In the 2009-10 curling season, although he played in bonspiels throughout the year, Howard did not curl in the New Brunswick Tankard due to his broadcasting commitments with The Sports Network (TSN). Howard has been commentating curling events for TSN since 2001.

In 2006, he was inducted into the New Brunswick Sports Hall of Fame. In 2013, he was inducted into Canada's Sports Hall of Fame. He was named a Member of the Order of Canada and inducted into the WCF Hall of Fame in 2015.

===Brier records===
At the end of the 2009 Brier, Howard had appeared in more Briers than any other player (14), and played more games at the Brier than any other player (174). The 2012 Brier saw his brother Glenn Howard tying his record for Brier appearances and breaking his record for most career games played at the Brier. As of 2017, Russ had appeared in the second most Brier games ever, behind his brother Glenn.

===Broadcasting career===
Howard stepped into the broadcast booth for the first time in 2001, serving as an analyst for TSN’s coverage of the Brier. Since 2008, he has been a mainstay analyst on the network, also providing colour commentary for TSN’s Season of Champions curling.

Howard handled colour commentating duties for Canada’s Olympic Broadcast Media Consortium during the Vancouver 2010 Olympic Winter Games.

==Personal life==
Howard's grand-aunt, Jean Thompson, was an Olympic runner.

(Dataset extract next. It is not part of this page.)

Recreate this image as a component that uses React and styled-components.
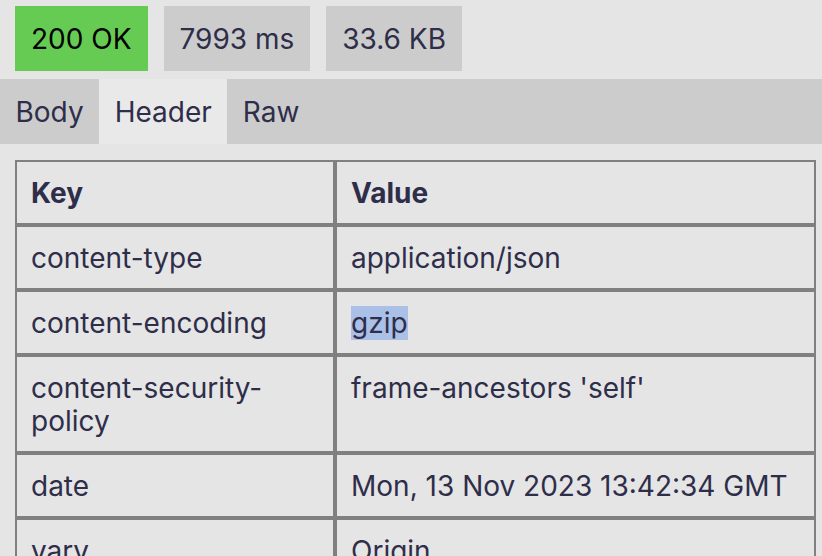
import React from "react";
import styled, { createGlobalStyle } from "styled-components";

const Global = createGlobalStyle`
  html, body { margin: 0; padding: 0; background: #e5e5e5; }
  body {
    font-family: Inter, "Noto Sans", sans-serif;
    font-size: 28px;
    line-height: 33px;
    color: #2e2e4a;
    overflow: hidden;
  }
`;

const Page = styled.div`
  width: 822px;
  height: 556px;
  overflow: hidden;
`;

const StatusBar = styled.div`
  display: flex;
  gap: 16px;
  padding: 6px 15px 8px;
`;

const Badge = styled.div`
  padding: 17px 16px 15px;
  background: ${(p) => (p.$ok ? "#66cb52" : "#cccccc")};
  color: ${(p) => (p.$ok ? "#000" : "#2e2e4a")};
`;

const Tabs = styled.div`
  display: flex;
  background: #cccccc;
`;

const Tab = styled.div`
  padding: 17px 15.5px 15px;
  background: ${(p) => (p.$active ? "#e9e9e9" : "transparent")};
`;

const Content = styled.div`
  padding: 16px 6px 0 15px;
`;

const Table = styled.table`
  width: 100%;
  table-layout: fixed;
  border-collapse: separate;
  border-spacing: 0;
  font-size: 28px;
  line-height: 33px;
`;

const Cell = styled.td`
  border: 2px solid #808080;
  padding: 15px 14px 13px;
  text-align: left;
  vertical-align: top;
  font-weight: ${(p) => (p.$head ? 700 : 400)};
`;

const Selected = styled.span`
  background: #abc0e7;
`;

const rows = [
  ["content-type", "application/json"],
  ["content-encoding", <Selected key="s">gzip</Selected>],
  ["content-security-policy", "frame-ancestors 'self'"],
  ["date", "Mon, 13 Nov 2023 13:42:34 GMT"],
  ["vary", "Origin"],
];

export default function App() {
  return (
    <Page>
      <Global />
      <StatusBar>
        <Badge $ok>200 OK</Badge>
        <Badge>7993 ms</Badge>
        <Badge>33.6 KB</Badge>
      </StatusBar>
      <Tabs>
        <Tab>Body</Tab>
        <Tab $active>Header</Tab>
        <Tab>Raw</Tab>
      </Tabs>
      <Content>
        <Table>
          <colgroup>
            <col style={{ width: "320px" }} />
            <col />
          </colgroup>
          <thead>
            <tr>
              <Cell as="th" $head>Key</Cell>
              <Cell as="th" $head>Value</Cell>
            </tr>
          </thead>
          <tbody>
            {rows.map(([k, v], i) => (
              <tr key={i}>
                <Cell>{k}</Cell>
                <Cell>{v}</Cell>
              </tr>
            ))}
          </tbody>
        </Table>
      </Content>
    </Page>
  );
}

His brother, Glenn Howard, is also a well known curler. Howard's daughter, Ashley Howard, is a competitive curler and the executive director of CurlSask, the governing body of curling in Saskatchewan.

Outside of curling, Howard worked as a real estate agent for Royal LePage Atlantic, in addition to his commentator work with TSN, and as a curling coach in Switzerland. He moved to Regina, Saskatchewan in 2019 to be closer to his children.

==Teams==

| Season | Skip | Third | Second | Lead |
|---|---|---|---|---|
| 1979–80 | Russ Howard | Larry Merkley | Robert Ruston | Kent Carstairs |
| 1985–86 | Russ Howard | Glenn Howard | Tim Belcourt | Kent Carstairs |
| 1986–87 | Russ Howard | Glenn Howard | Tim Belcourt | Kent Carstairs |
| 1988–89 | Russ Howard | Glenn Howard | Tim Belcourt | Kent Carstairs |
| 1989–90 | Russ Howard | Glenn Howard | Wayne Middaugh | Peter Corner |
| 1990–91 | Russ Howard | Glenn Howard | Wayne Middaugh | Peter Corner |
| 1991–92 | Russ Howard | Glenn Howard | Wayne Middaugh | Peter Corner |
| 1992–93 | Russ Howard | Glenn Howard | Wayne Middaugh | Peter Corner |
| 1993–94 | Russ Howard | Glenn Howard | Wayne Middaugh | Peter Corner |
| 1994–95 | Russ Howard | Glenn Howard | Peter Corner | Ken McDermot |
| 1995–96 | Russ Howard | Glenn Howard | Peter Corner | Noel Herron |
| 1996–97 | Russ Howard | Glenn Howard | Scott Patterson | Phil Loevenmark |
| 1997–98 | Russ Howard | Glenn Howard | Noel Herron | Steve Small |
| 1998–99 | Russ Howard | Glenn Howard Wayne Tallon | Peter Corner Rick Perron | Neil Harrison Grant Odishaw |
| 1999–00 | Russ Howard | Glenn Howard Wayne Tallon | Peter Corner Rick Perron | Neil Harrison Grant Odishaw |
| 2000–01 | Russ Howard | James Grattan | Rick Perron | Grant Odishaw |
| 2001–02 | Russ Howard | James Grattan | Marc LeCocq | Grant Odishaw |
| 2002–03 | Russ Howard | James Grattan | Marc LeCocq | Grant Odishaw |
| 2003–04 | Russ Howard | James Grattan | Marc LeCocq | Grant Odishaw |
| 2004–05 | Russ Howard | James Grattan | Grant Odishaw | Marc LeCocq |
| 2005 | Russ Howard | Mark Dobson | Steven Howard | Grant Odishaw |
| 2005–06 | Brad Gushue (fourth) | Mark Nichols | Russ Howard (skip) | Jamie Korab |
| 2006–07 | Russ Howard | Grant Odishaw | Mark Dobson | Steven Howard |
| 2007–08 | Russ Howard | Grant Odishaw | Mark Dobson | Steven Howard |
| 2008–09 | Russ Howard | James Grattan | Jason Vaughan | Peter Case |
| 2009–10 | Russ Howard | James Grattan | Jason Vaughan | Peter Case |

==Publications==
Howard has released two books: Hurry Hard: The Russ Howard Story (2007), an autobiography that vividly describes his journey to becoming an Olympic gold medallist, and Curl to Win (2008).